-- Exercise objective --
Your task is to copy the listing exactly, with the pictures left out.
· · · · · · ·
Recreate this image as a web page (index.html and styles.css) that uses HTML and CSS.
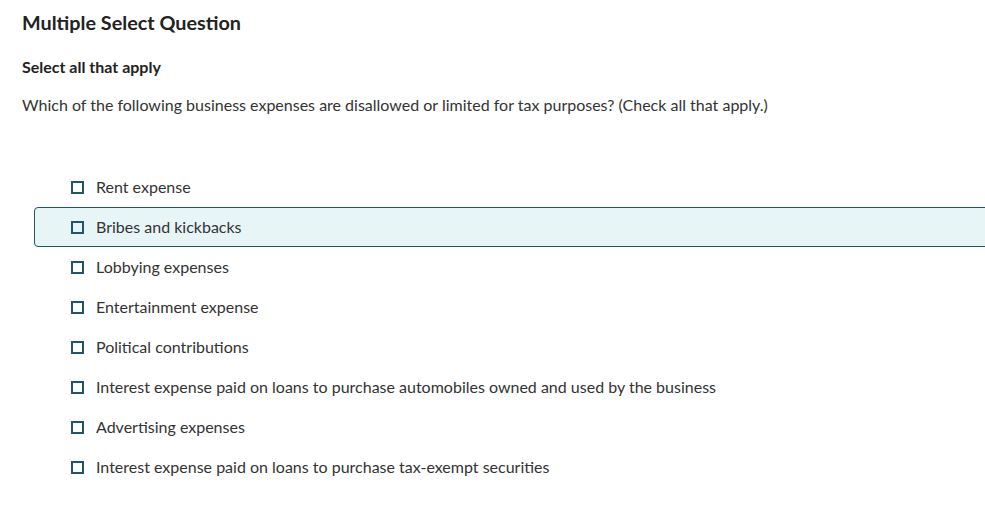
FILE: index.html
```html
<!DOCTYPE html>
<html lang="en">
<head>
    <meta charset="UTF-8">
    <meta name="viewport" content="width=device-width, initial-scale=1.0">
    <title>Multiple Select Question</title>
    <link rel="stylesheet" href="styles.css">
</head>
<body>
    <div class="question">
        <h1>Multiple Select Question</h1>
        <p class="instruction">Select all that apply</p>
        <p class="prompt">Which of the following business expenses are disallowed or limited for tax purposes? (Check all that apply.)</p>

        <ul class="choices">
            <li class="choice"><span class="box"></span>Rent expense</li>
            <li class="choice focused"><span class="box"></span>Bribes and kickbacks</li>
            <li class="choice"><span class="box"></span>Lobbying expenses</li>
            <li class="choice"><span class="box"></span>Entertainment expense</li>
            <li class="choice"><span class="box"></span>Political contributions</li>
            <li class="choice"><span class="box"></span>Interest expense paid on loans to purchase automobiles owned and used by the business</li>
            <li class="choice"><span class="box"></span>Advertising expenses</li>
            <li class="choice"><span class="box"></span>Interest expense paid on loans to purchase tax-exempt securities</li>
        </ul>
    </div>
</body>
</html>
```

FILE: styles.css
```css
body {
    margin: 0;
    font-family: Lato, "Open Sans", Arial, sans-serif;
    color: #333;
    background: white;
    overflow-x: hidden;
}
.question {
    padding: 11px 0 0 22px;
}
h1 {
    margin: 0;
    font-size: 19.8px;
    line-height: 22px;
    font-weight: 700;
    color: #222;
}
.instruction {
    margin: 23px 0 0;
    font-size: 16px;
    line-height: 22px;
    font-weight: 700;
    color: #222;
}
.prompt {
    margin: 16px 0 0;
    font-size: 16px;
    line-height: 22px;
    color: #333;
}
.choices {
    list-style: none;
    margin: 51px -40px 0 12px;
    padding: 0;
}
.choice {
    display: flex;
    align-items: center;
    height: 40px;
    box-sizing: border-box;
    padding-left: 36px;
    padding-bottom: 1px;
    border: 1px solid transparent;
    border-radius: 4px;
    font-size: 16px;
    color: #333;
}
.choice.focused {
    background-color: #e8f5f7;
    border-color: #1f5766;
}
.box {
    width: 13px;
    height: 13px;
    box-sizing: border-box;
    border: 2px solid #1f5766;
    margin-right: 12px;
    margin-top: 1px;
    flex-shrink: 0;
}
```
· · · · · · ·
-- Full answer --
Recreate this image as a web page (index.html and styles.css) that uses HTML and CSS.
FILE: index.html
```html
<!DOCTYPE html>
<html lang="en">
<head>
    <meta charset="UTF-8">
    <meta name="viewport" content="width=device-width, initial-scale=1.0">
    <title>Multiple Select Question</title>
    <link rel="stylesheet" href="styles.css">
</head>
<body>
    <div class="question">
        <h1>Multiple Select Question</h1>
        <p class="instruction">Select all that apply</p>
        <p class="prompt">Which of the following business expenses are disallowed or limited for tax purposes? (Check all that apply.)</p>

        <ul class="choices">
            <li class="choice"><span class="box"></span>Rent expense</li>
            <li class="choice focused"><span class="box"></span>Bribes and kickbacks</li>
            <li class="choice"><span class="box"></span>Lobbying expenses</li>
            <li class="choice"><span class="box"></span>Entertainment expense</li>
            <li class="choice"><span class="box"></span>Political contributions</li>
            <li class="choice"><span class="box"></span>Interest expense paid on loans to purchase automobiles owned and used by the business</li>
            <li class="choice"><span class="box"></span>Advertising expenses</li>
            <li class="choice"><span class="box"></span>Interest expense paid on loans to purchase tax-exempt securities</li>
        </ul>
    </div>
</body>
</html>
```

FILE: styles.css
```css
body {
    margin: 0;
    font-family: Lato, "Open Sans", Arial, sans-serif;
    color: #333;
    background: white;
    overflow-x: hidden;
}
.question {
    padding: 11px 0 0 22px;
}
h1 {
    margin: 0;
    font-size: 19.8px;
    line-height: 22px;
    font-weight: 700;
    color: #222;
}
.instruction {
    margin: 23px 0 0;
    font-size: 16px;
    line-height: 22px;
    font-weight: 700;
    color: #222;
}
.prompt {
    margin: 16px 0 0;
    font-size: 16px;
    line-height: 22px;
    color: #333;
}
.choices {
    list-style: none;
    margin: 51px -40px 0 12px;
    padding: 0;
}
.choice {
    display: flex;
    align-items: center;
    height: 40px;
    box-sizing: border-box;
    padding-left: 36px;
    padding-bottom: 1px;
    border: 1px solid transparent;
    border-radius: 4px;
    font-size: 16px;
    color: #333;
}
.choice.focused {
    background-color: #e8f5f7;
    border-color: #1f5766;
}
.box {
    width: 13px;
    height: 13px;
    box-sizing: border-box;
    border: 2px solid #1f5766;
    margin-right: 12px;
    margin-top: 1px;
    flex-shrink: 0;
}
```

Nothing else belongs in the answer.